All these years, Anni has been jealously guarding her private little world from public glare, rarely making an appearance and steadfastly refusing media interviews. As a matter of rule, Anni never responds to readers' comments on her blog.
"I wish Anni was more active on her blog and micro blog," says Ning Ying, 29, a fan who has been reading every word Anni wrote since she was in high school. "Given she never appears in public, this is the only way we could know her thoughts."
Anni's answer to that would be - I am what I write.
As Wong reminds us, "Talking of her book Spring Banquet in 2011, Anni said in an online interview that all she could possibly say about the book, could be found in the book itself."
"I am an intensely private person," Anni tells us. "I do not feel natural or comfortable talking to strangers."
But could this reclusiveness also be read as a conscious packaging of a hugely-attractive public personality who refuses to appear in public?
"I am aloof to the outside world," says Anni. "I do not care too much about my public image or the so-called mystique."
Anni, reminds Lu Jinbo, is always a step ahead of the rest.
"When the Chinese were just about getting familiar with writing on the Web, Anni was already an established online writer.
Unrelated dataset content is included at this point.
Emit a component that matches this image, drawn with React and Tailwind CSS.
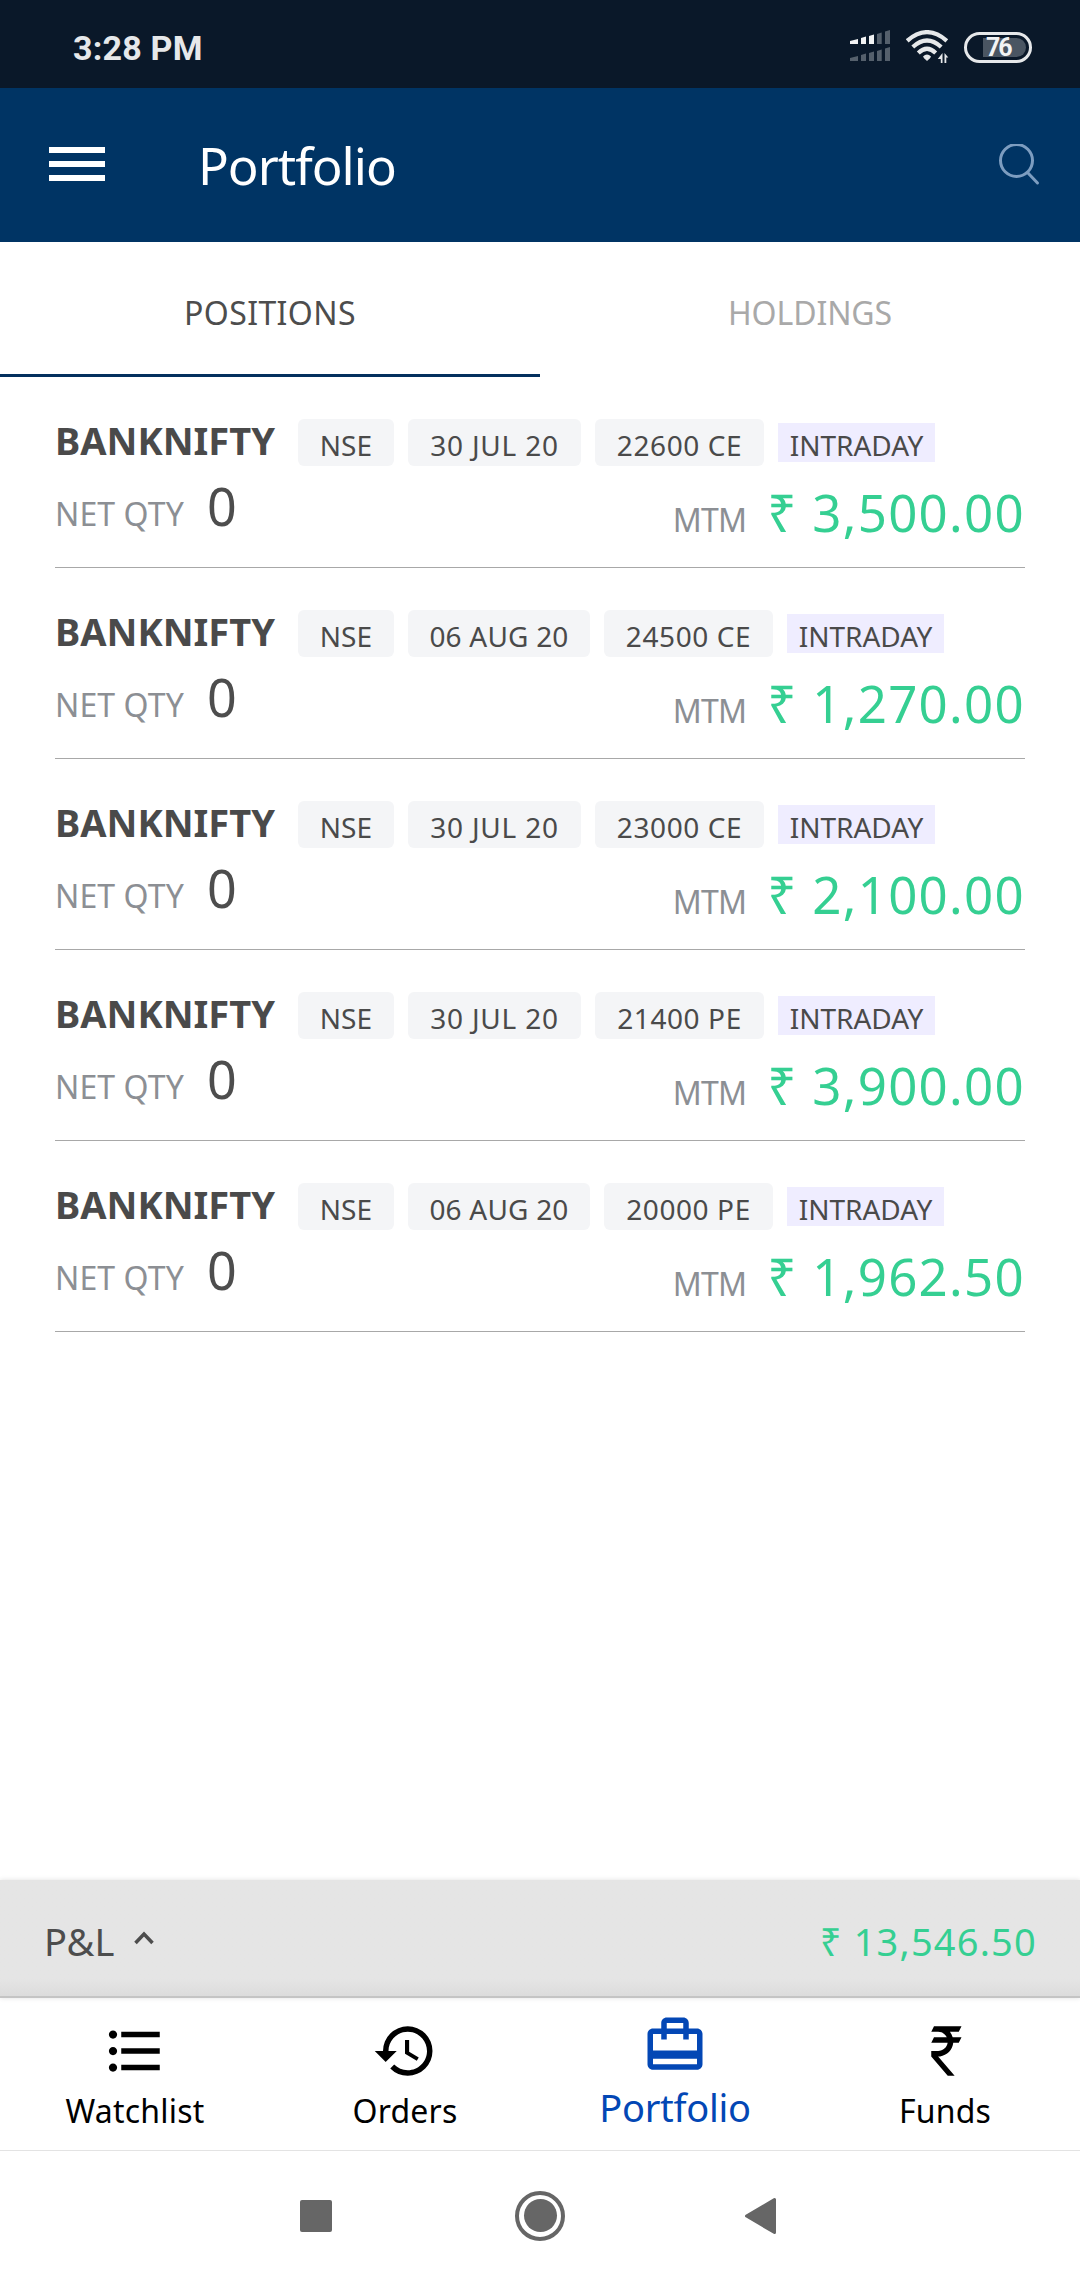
import { MdCardTravel, MdFormatListBulleted, MdHistory } from "react-icons/md";

const positions = [
  { date: "30 JUL 20", strike: "22600 CE", mtm: "3,500.00" },
  { date: "06 AUG 20", strike: "24500 CE", mtm: "1,270.00" },
  { date: "30 JUL 20", strike: "23000 CE", mtm: "2,100.00" },
  { date: "30 JUL 20", strike: "21400 PE", mtm: "3,900.00" },
  { date: "06 AUG 20", strike: "20000 PE", mtm: "1,962.50" },
];

const RupeeIcon = () => (
  <svg viewBox="0 0 24 24" className="size-[66px]" fill="currentColor">
    <path d="M8 3h10l-1 2h-3.26c.48.58.84 1.26 1.05 2H18l-1 2h-2c-.25 2.57-2.26 4.63-4.8 4.96V14h-.7l6 7H13l-6-7v-2h2.5c1.76-.05 3.2-1.3 3.46-3H7l1-2h4.66C12.1 5.82 10.9 5 9.5 5H7l1-2z" />
  </svg>
);

const StatusBar = () => (
  <div className="flex h-[88px] items-center justify-between bg-[#0a1829] pl-[73px] pr-12 font-['Roboto',sans-serif]">
    <span className="pt-[8px] text-[34px] leading-[40px] font-bold tracking-[0.2px] text-[#e6e8ea]">
      3:28 PM
    </span>
    <div className="flex items-center pt-[6px]">
      <svg width="40" height="34" viewBox="0 0 40 34">
        <g fill="#f2f3f4">
          <path d="M0 11l8-2v5H0z" />
          <path d="M11 8l5-1.500v7.500h-5z" />
          <path d="M19 6l5-1.500v9.500h-5z" />
        </g>
        <g fill="#55606c">
          <path d="M27 4l4.700-1.500V14H27z" />
          <path d="M35 1.500L40 0v14h-5z" />
          <path d="M0 28l8-2v5H0z" />
          <path d="M11 25l5-1.500V31h-5z" />
          <path d="M19 23l5-1.500V31h-5z" />
          <path d="M27 21l4.700-1.500V31H27z" />
          <path d="M35 18.500l5-1.500v14h-5z" />
        </g>
      </svg>
      <svg width="43" height="34" viewBox="0 0 43 34" className="ml-4" fill="none">
        <g stroke="#e6e8ea" strokeWidth="4.200">
          <path d="M1.200 10.800Q21 -6.500 40.800 10.800" />
          <path d="M6.800 17Q21 4 35.200 17" />
          <path d="M12.300 23Q21 14.500 29.700 23" />
        </g>
        <path d="M17 26.500Q21 22.500 25 26.500Q24.600 28 21 31Q17.500 28 17 26.500z" fill="#e6e8ea" />
        <path d="M36.500 23v10h-1.700v-4h-3zM38.500 33V23l3.800 4.500h-2V33z" fill="#e6e8ea" />
      </svg>
      <div className="ml-[15px] flex h-[31px] w-[68px] items-center rounded-full border-[3px] border-[#e6e8ea] pl-[16px]">
        <div className="flex h-[19px] w-[43px] items-center rounded-l-[2px] rounded-r-full bg-[#4a5562] pl-[3px] text-[25px] leading-[19px] font-bold tracking-[-2px] text-[#f2f3f4]">
          76
        </div>
      </div>
    </div>
  </div>
);

const Header = () => (
  <header className="flex h-[154px] items-center bg-[#003464] pl-[49px] pr-[40px] text-white">
    <div className="flex w-14 flex-col gap-2 pb-[2px]">
      <div className="h-[6px] bg-white" />
      <div className="h-[6px] bg-white" />
      <div className="h-[6px] bg-white" />
    </div>
    <h1 className="ml-[93px] text-[51px] leading-[60px] tracking-[-1px]">Portfolio</h1>
    <svg width="42" height="42" viewBox="0 0 42 42" className="ml-auto" fill="none" stroke="#7d9dc0" strokeWidth="3">
      <circle cx="18.500" cy="16.500" r="16" />
      <path d="M30 29l9.500 10" strokeLinecap="round" />
    </svg>
  </header>
);

const Tabs = () => (
  <div className="grid h-[135px] grid-cols-2 text-center text-[32px] leading-[121px]">
    <div className="border-b-[3px] border-[#03305e] pt-[10px] tracking-[0.4px] text-[#4d4d4d]">POSITIONS</div>
    <div className="pt-[10px] tracking-[-0.1px] text-[#a9a9a9]">HOLDINGS</div>
  </div>
);

const Chip = ({ children, className }) => (
  <span
    className={`flex h-[47px] shrink-0 items-center justify-center rounded-[6px] bg-[#f4f5f7] pt-[4px] ${className}`}
  >
    {children}
  </span>
);

const PositionRow = ({ date, strike, mtm }) => (
  <div className="h-[191px] border-b border-[#a8a8a8] pt-[42px] text-[#4a4a4a]">
    <div className="flex items-center text-[28px] leading-[36px]">
      <span className="w-[243px] pb-[5px] text-[38px] font-bold">BANKNIFTY</span>
      <div className="flex items-center gap-[14px]">
        <Chip className="w-[96px] tracking-[0.1px]">NSE</Chip>
        <Chip className={date.includes("AUG") ? "w-[182px] tracking-[0.2px]" : "w-[173px] tracking-[0.800px]"}>
          {date}
        </Chip>
        <Chip className="w-[169px] tracking-[0.600px]">{strike}</Chip>
        <span className="flex h-[39px] w-[157px] items-center justify-center bg-[#efedff] pt-[4px]">
          INTRADAY
        </span>
      </div>
    </div>
    <div className="mt-[10px] flex justify-between text-[32px] leading-[60px] text-[#8c8f94]">
      <div className="flex items-baseline">
        <span className="w-[152px] tracking-[0.1px]">NET QTY</span>
        <span className="text-[52px] text-[#4d4d4d]">0</span>
      </div>
      <div className="flex items-baseline pt-[6px]">
        <span className="tracking-[-0.800px]">MTM</span>
        <span className="ml-[21px] text-[51px] tracking-[1.300px] text-[#35cf92]">₹ {mtm}</span>
      </div>
    </div>
  </div>
);

const ProfitBar = () => (
  <div className="flex h-[118px] items-center justify-between border-b-2 border-[#c4c4c4] bg-[#e5e5e5] bg-linear-to-t from-[#dcdcdc] to-[#e5e5e5] to-15% pl-[44px] pr-[43px] pt-[6px] text-[38px] shadow-[0_0_5px_rgba(0,0,0,0.12)]">
    <div className="flex items-center text-[#4d4d4d]">
      P&amp;L
      <svg width="20" height="14" viewBox="0 0 20 14" className="ml-[20px] mb-[6px]" fill="none" stroke="currentColor" strokeWidth="3.500">
        <path d="M1.500 12L10 3l8.500 9" />
      </svg>
    </div>
    <span className="tracking-[1.200px] text-[#35cf92]">₹ 13,546.50</span>
  </div>
);

const NavItem = ({ icon, label }) => (
  <div className="flex flex-col items-center pt-5 text-[32px] leading-[53px] tracking-[0.2px]">
    {icon}
    {label}
  </div>
);

const BottomNav = () => (
  <nav className="grid h-[152px] grid-cols-4 text-black">
    <NavItem icon={<MdFormatListBulleted className="size-[66px]" />} label="Watchlist" />
    <NavItem icon={<MdHistory className="size-[66px]" />} label="Orders" />
    <div className="flex flex-col items-center pt-[14px] text-[38px] leading-[59px] tracking-[-0.3px] text-[#0347b5]">
      <MdCardTravel className="size-[66px]" />
      Portfolio
    </div>
    <NavItem icon={<RupeeIcon />} label="Funds" />
  </nav>
);

const SystemNav = () => (
  <div className="flex h-[130px] items-center border-t border-[#e3e3e3] pl-[300px]">
    <div className="size-8 rounded-[2px] bg-[#666]" />
    <div className="ml-[183px] flex size-[50px] items-center justify-center rounded-full border-4 border-[#666]">
      <div className="size-[33px] rounded-full bg-[#666]" />
    </div>
    <svg width="31" height="38" viewBox="0 0 31 38" className="ml-[180px]" fill="#666" stroke="#666" strokeWidth="3" strokeLinejoin="round">
      <path d="M1.500 19L29.500 2.500v33z" />
    </svg>
  </div>
);

const App = () => {
  return (
    <div className="flex h-[2280px] w-[1080px] flex-col overflow-hidden bg-white font-['Noto_Sans',sans-serif]">
      <StatusBar />
      <Header />
      <Tabs />
      <main className="flex-1 px-[55px]">
        {positions.map((position) => (
          <PositionRow key={position.strike} {...position} />
        ))}
      </main>
      <ProfitBar />
      <BottomNav />
      <SystemNav />
    </div>
  );
};

export default App;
When Starbucks and Ikea caught on with the Chinese urban young, Anni was through with writing about them and had turned her focus to the simplicity of human nature, minus the trappings, like in Lotus," says Lu.
Anni is trying to glean the best from the East and the West. She has something to take from the philosophy of Nietzsche as well as the Taoist book of Zhuangzi.
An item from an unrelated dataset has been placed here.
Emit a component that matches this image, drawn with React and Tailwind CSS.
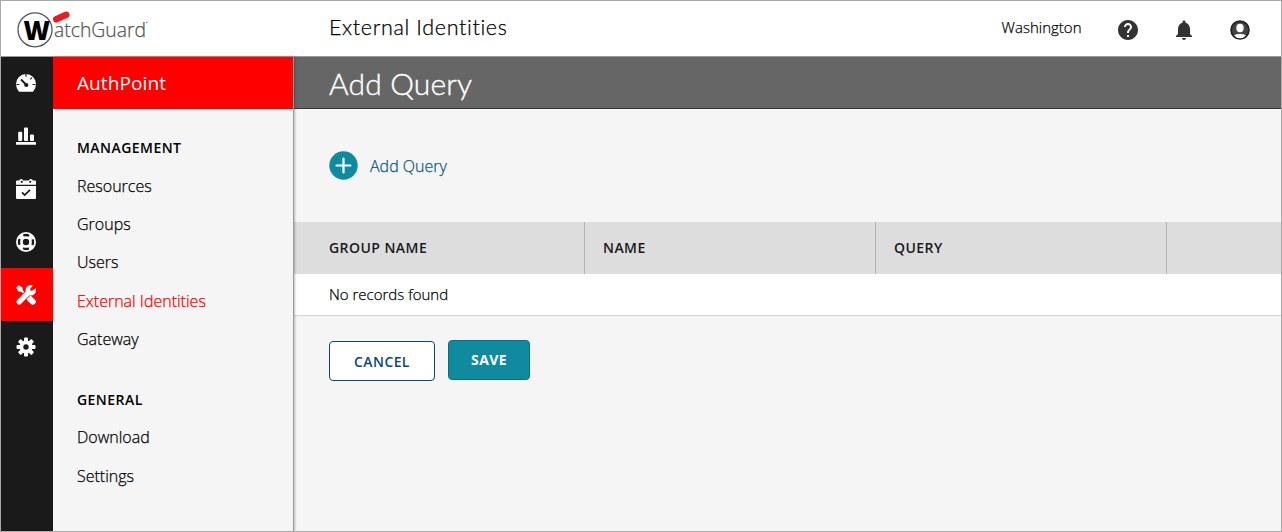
import React from "react";
import { MdHelp, MdNotifications } from "react-icons/md";

function GaugeIcon() {
  return (
    <svg width="20" height="20" viewBox="0 0 20 20">
      <path d="M3 18.7Q0 15.500 0 11A10 10 0 0 1 20 11Q20 15.500 17 18.700Z" fill="#fff" />
      <g stroke="#1a1a1a" strokeWidth="1.2">
        <path d="M10 .8V3.800M15.800 4.700l-1.500 1.700M19.500 11.500h-3M.5 11.500h3" />
      </g>
      <path d="M5 6.500l5 5" stroke="#1a1a1a" strokeWidth="1.8" />
      <circle cx="10.3" cy="12" r="2.1" fill="#1a1a1a" />
    </svg>
  );
}

function BarsIcon() {
  return (
    <svg width="20" height="20" viewBox="0 0 20 20" fill="#fff">
      <rect x="2.200" y="5.800" width="4" height="9.200" rx="1" />
      <rect x="8" y="1.500" width="4" height="13.500" rx="1" />
      <rect x="14" y="8.500" width="4" height="6.500" rx="1" />
      <rect x="0" y="16" width="20" height="2.8" rx=".5" />
    </svg>
  );
}

function CalendarIcon() {
  return (
    <svg width="20" height="20" viewBox="0 0 20 20">
      <path d="M1 1.500h2.200Q3.500 0 5.200 0T7.200 1.500h5.600Q13.100 0 14.800 0t2 1.500H19q1 0 1 1V5.800H0V2.500q0-1 1-1z" fill="#fff" />
      <path d="M0 7h20V19q0 1-1 1H1q-1 0-1-1z" fill="#fff" />
      <circle cx="5.800" cy="2.800" r="1.100" fill="#1a1a1a" />
      <circle cx="14.200" cy="2.800" r="1.100" fill="#1a1a1a" />
      <path d="M6 13.300l2.700 2.700L14 10.800" fill="none" stroke="#1a1a1a" strokeWidth="1.700" />
    </svg>
  );
}

function BuoyIcon() {
  return (
    <svg width="20" height="20" viewBox="0 0 20 20">
      <circle cx="10" cy="10" r="10" fill="#fff" />
      <circle cx="10" cy="10" r="7" fill="none" stroke="#1a1a1a" strokeWidth="2.300" strokeDasharray="6 4.996" strokeDashoffset="3" />
      <circle cx="10" cy="10" r="3.200" fill="#1a1a1a" />
    </svg>
  );
}

function ToolsIcon() {
  return (
    <svg width="20" height="20" viewBox="0 0 20 20" className="overflow-visible">
      <path d="M3.500 3.500L13 13" stroke="#fff" strokeWidth="2" />
      <path d="M.2 2.800L2.800.2 6.400 2.400 6.800 5 5 6.800 2.400 6.400Z" fill="#fff" />
      <path d="M13.600 13.600l3.200 3.200" stroke="#fff" strokeWidth="5.800" strokeLinecap="round" />
      <path d="M3.200 16.800L13.500 6.500" stroke="#f00" strokeWidth="7" />
      <path d="M3.200 16.800L13.500 6.500" stroke="#fff" strokeWidth="5.400" strokeLinecap="round" />
      <circle cx="14.800" cy="5.200" r="5.200" fill="#fff" />
      <path d="M14.200 5.800L14.400 3.400 18 -1 21 2 16.600 5.600Z" fill="#f00" />
    </svg>
  );
}

function GearIcon() {
  return (
    <svg width="20" height="20" viewBox="-10 -10 20 20">
      <g fill="#fff">
        <rect x="-2" y="-9.500" width="4" height="19" rx="1" />
        <rect x="-2" y="-9.500" width="4" height="19" rx="1" transform="rotate(45)" />
        <rect x="-2" y="-9.500" width="4" height="19" rx="1" transform="rotate(90)" />
        <rect x="-2" y="-9.500" width="4" height="19" rx="1" transform="rotate(135)" />
        <circle r="6.500" />
      </g>
      <circle r="2.700" fill="#1a1a1a" />
    </svg>
  );
}

function UserIcon() {
  return (
    <svg width="24" height="24" viewBox="-2 -2 24 24">
      <circle cx="10" cy="10" r="8.900" fill="#444" stroke="#222" strokeWidth="1.800" />
      <path d="M4 15.600Q6 13.700 10 13.700t6 1.900a8 8 0 0 1-12 0z" fill="#fff" />
      <ellipse cx="10" cy="8" rx="3.700" ry="4.300" fill="#fff" />
    </svg>
  );
}

function Logo() {
  return (
    <svg width="134" height="44" viewBox="0 0 134 44" className="block">
      <circle cx="18" cy="22.800" r="17" fill="#fff" stroke="#555" strokeWidth="1.300" />
      <text x="6.500" y="32.500" fontFamily="Open Sans" fontWeight="800" fontSize="26" textLength="26.500" lengthAdjust="spacingAndGlyphs" fill="#000">W</text>
      <path d="M39.300 12.300l10-4.500" stroke="#e91c24" strokeWidth="6.500" strokeLinecap="round" />
      <text x="37" y="29.800" fontFamily="Open Sans" fontWeight="300" fontSize="20.500" textLength="92" lengthAdjust="spacingAndGlyphs" fill="#555" stroke="#555" strokeWidth=".25">atchGuard</text>
      <circle cx="129.800" cy="15.500" r=".8" fill="#777" />
    </svg>
  );
}

const rail = [
  { id: "dashboard", icon: <GaugeIcon /> },
  { id: "reports", icon: <BarsIcon /> },
  { id: "schedule", icon: <CalendarIcon /> },
  { id: "support", icon: <BuoyIcon /> },
  { id: "configure", icon: <ToolsIcon />, active: true },
  { id: "settings", icon: <GearIcon /> },
];

function NavGroup({ title, items, active }) {
  return (
    <section>
      <h3 className="flex h-9 items-center text-[14px] font-semibold tracking-[0.45px] text-black">{title}</h3>
      <ul className="[-webkit-text-stroke:0.25px]">
        {items.map((item) => (
          <li key={item} className={item === active ? "flex h-[38.4px] items-center pt-[1.5px] text-[#f00]" : "flex h-[38.4px] items-center pt-[1.5px]"}>
            {item}
          </li>
        ))}
      </ul>
    </section>
  );
}

export default function App() {
  return (
    <div className="flex h-[532px] w-[1282px] flex-col overflow-hidden border border-[#a9a9a9] bg-[#f5f5f5] font-['Open_Sans',sans-serif] text-[16px] font-light text-black">
      <header className="flex h-14 shrink-0 items-center border-b border-[#999] bg-white">
        <div className="w-[328px] pl-4"><Logo /></div>
        <div className="flex-1 pb-0.5 font-['Lato',sans-serif] text-[21.5px] tracking-[0.65px] [-webkit-text-stroke:0.25px]">External Identities</div>
        <div className="mr-[34.5px] pb-0.5 text-[15px] [-webkit-text-stroke:0.25px]">Washington</div>
        <div className="mr-[29px] flex items-center gap-[32px] pt-0.5 text-[#333]">
          <MdHelp size={24} />
          <MdNotifications size={24} />
          <UserIcon />
        </div>
      </header>
      <div className="flex min-h-0 flex-1">
        <nav className="w-[52px] shrink-0 bg-[#1a1a1a] text-white">
          {rail.map((r) => (
            <div key={r.id} className={r.active ? "flex h-[52.8px] items-center bg-[#f00] pl-[15px]" : "flex h-[52.8px] items-center pl-[15px]"}>
              {r.icon}
            </div>
          ))}
        </nav>
        <aside className="z-10 w-[241px] shrink-0 border-r border-[#999] bg-[#f5f5f5] shadow-[1px_0_2px_rgba(0,0,0,0.25)]">
          <div className="flex h-[52px] items-center bg-[#f00] pl-6 text-[19px] font-normal tracking-[0.1px] text-white">AuthPoint</div>
          <div className="flex flex-col gap-6 pt-[20.6px] pl-6">
            <NavGroup title="MANAGEMENT" items={["Resources", "Groups", "Users", "External Identities", "Gateway"]} active="External Identities" />
            <NavGroup title="GENERAL" items={["Download", "Settings"]} />
          </div>
        </aside>
        <main className="min-w-0 flex-1">
          <h1 className="flex h-[52px] items-center border-b border-[#333] bg-[#666] pt-0.5 pl-[35px] font-['Lato',sans-serif] text-[30px] font-light tracking-[0.15px] text-white [-webkit-text-stroke:0.4px]">Add Query</h1>
          <div className="flex h-[113px] items-center gap-3 pl-[35px] text-[#0b5a78]">
            <svg width="29" height="29" viewBox="0 0 29 29">
              <circle cx="14.500" cy="14.500" r="14.200" fill="#0f8a9f" />
              <path d="M14.500 7.500v14M7.500 14.500h14" stroke="#fff" strokeWidth="2.200" strokeLinecap="round" />
            </svg>
            <span className="[-webkit-text-stroke:0.25px]">Add Query</span>
          </div>
          <div className="grid h-[52px] grid-cols-[291px_291px_291px_1fr] bg-[#ddd] text-[14px] font-semibold tracking-[0.45px] text-[#1a1a1a]">
            <div className="flex items-center border-r border-[#b5b5b5] pb-0.5 pl-[35px]">GROUP NAME</div>
            <div className="flex items-center border-r border-[#b5b5b5] pb-0.5 pl-[18px]">NAME</div>
            <div className="flex items-center border-r border-[#b5b5b5] pb-0.5 pl-[18px]">QUERY</div>
            <div />
          </div>
          <div className="flex h-[42px] items-center border-b border-[#d5d5d5] bg-white pl-[35px] text-[15px] [-webkit-text-stroke:0.25px]">No records found</div>
          <div className="flex items-start gap-[13px] pt-6 pl-[35px] text-[14px] font-semibold">
            <button className="mt-px h-10 w-[106px] rounded border border-[#0b4a6e] bg-white tracking-[0.4px] text-[#0b4a6e]">CANCEL</button>
            <button className="h-10 w-[82px] rounded border border-[#0b6f88] bg-[#0f8a9f] pb-0.5 font-bold tracking-[0.4px] text-white">SAVE</button>
          </div>
        </main>
      </div>
    </div>
  );
}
"I feel a deep bond with Song Dynasty sensibilities and cultural elements. I play the guqin, burn incense, and prefer a slow-paced ancient style of life."
At the same time, contemporary themes, such as big cities in the throes of a tremendous transformation, attract her.
In her last novel, Spring Banquet, she explores the phenomenon of traditional Chinese cultural elements disappearing under the onslaught of foreign culture. "That's one of my themes," she says, concernedly.